The novel is important because it shows there is, within each of us, a subconscious emotional self. The characters of the Accountant, Manager, and others that Marlow meets are like many of us who lose our individuality and emotional selves once we get out in the business world. Our emotional selves are among the most important components of who we are and what makes us tick. They are something that we all need to discover and use. They are latent and deep within us, waiting to be found.
One of the most unusual experiences I had in my life was with a girl I scarcely new several years ago. She and I had spent some time together simply talking and lived on opposite sides of the country. We spoke late into the evening one night in a small café. Neither of us, as far as we knew, had any interest in being involved with one another at all. We were discussing, for the most part, a business-related matter.
However, I personally felt a strong affinity with her as we spoke and I could tell she did as well. The bond was not sexual–it was more of a shared understanding between our hearts and what lied within us. As we were saying goodbye, the two of us hugged and all of a sudden we both started crying and sobbing almost uncontrollably. In fact, the emotional outpouring that occurred was incredibly strong. We sat there on a corner of a busy city street hugging for at least a few minutes. Neither of us understood what was going on. What was so remarkable about this particular episode is that we both started crying without any prompting. There was simply an emotional outpouring that seemed to come out of nowhere. It was something I didn’t know I even had within me, and it’s something I will never forget. In that moment, I discovered something within my heart I didn’t even know existed. This emotion and ability to connect with someone else like this is incredible. The bond with her at that point I think was so powerful that were I to ask her to run off with me to a deserted island and leave everything behind, I’m confident she would have followed.

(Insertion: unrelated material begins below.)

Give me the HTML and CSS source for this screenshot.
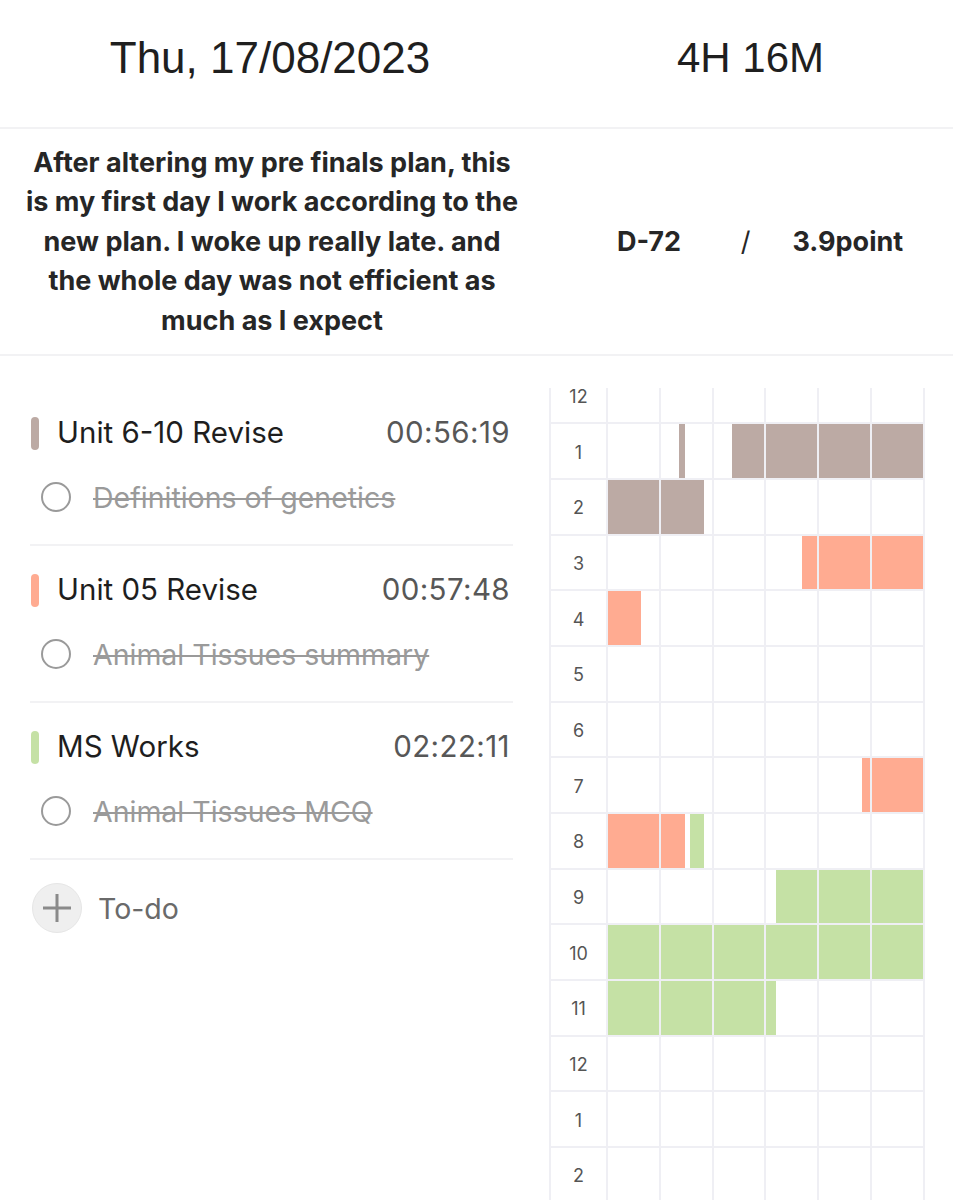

Stanley Kubrick’s movie Eyes Wide Shut is a compelling psychological drama that follows Dr. Bill Hartford (played by Tom Cruise) on his sex adventures after his wife Alice (played by Nicole Kidman) reveals that she contemplated giving up everything for a quick affair with a naval officer a year earlier. The entire movie is based around the shock that Dr. Hartford experiences after learning of this. The idea that there is something dark and emotional like this within each of us is stunning on many levels. Deep down, there are parts of ourselves and our psyches we simply don’t understand, but which are very emotional in their nature.
In contemplating this particular episode years later, it occurred to me that there was an emotional part of myself and herself that had connected on a deep and important level. We both knew this connection was there, despite the fact that we scarcely knew one another. It was an experience I will never forget because it’s a person that I scarcely knew at the time. Nevertheless, there was a deep emotional bond there that really meant something.
I’m sure you have experienced these sorts of emotional connections with others in your life as well. Powerful emotional connections and attachments are rare; however, we all experience strong emotional attachments to people, ideas, places, and things. I’m sure your eyes may have started watering at seeing something beautiful, when you heard a wonderful story, or when you saw something wonderful happen. We are primarily emotional people and much of our decision-making ability is based on emotions. People are seeking connection and connection is one of the most important things we can have.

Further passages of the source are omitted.